Of course, if you press the start button or turn the key and the starter motor hesitates or seems sluggish, that’s also an obvious sign that you aren’t driving long enough and your battery needs to be charged.
Other Things To Monitor on an Infrequently Used Vehicle
Short drives aren’t just hard on your battery; they can be hard on the fluids in the vehicle. If you don’t get the engine up to temperature, condensation accumulated in the engine won’t have a chance to boil off. As a result, your engine oil can become contaminated and won’t protect the bearings, cylinders, lifters and other expensive moving parts.
If you’ve looked at your brake rotors after a good rainstorm, you may notice a thin layer of surface rust. This surface corrosion is entirely normal, and even a quick drive with a few stops will wipe this away. With that said, if your vehicle sits for several weeks without moving, the rust may become more significant and leave a mark on the rotors. This level of corrosion can lead to vibrations when braking.
The cure for both of these situations is to go for a good drive of at least 30 minutes at least twice a week. Take your car on the freeway if you can and let the engine and transmission come up to temperature. This 30-minute drive will also help to replenish your car battery.
If your car or truck is sitting, you may want to consider switching to a fuel that has less ethanol in it. While ethanol is an excellent additive for knock prevention, it can leave deposits in the fuel system if it sits for a long time. You’ll find that service centers specializing in small engine repair for lawnmowers and snowblowers recommend using fuels without ethanol.

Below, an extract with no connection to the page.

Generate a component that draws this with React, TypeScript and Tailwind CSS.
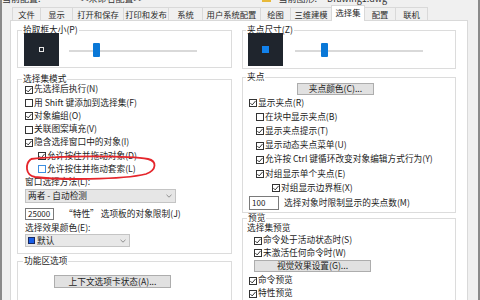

Be Ready To Go at Any Time
If you find you aren’t driving as much as you used to and have invested in a battery charger, drop by your local specialty mobile enhancement retailer and ask about having a quick-connect plug added under the hood or in the trunk. This type of connection makes keeping your vehicle charged up and ready to go much more convenient. Many shops also have a digital tester that can provide detailed information about the condition of the battery.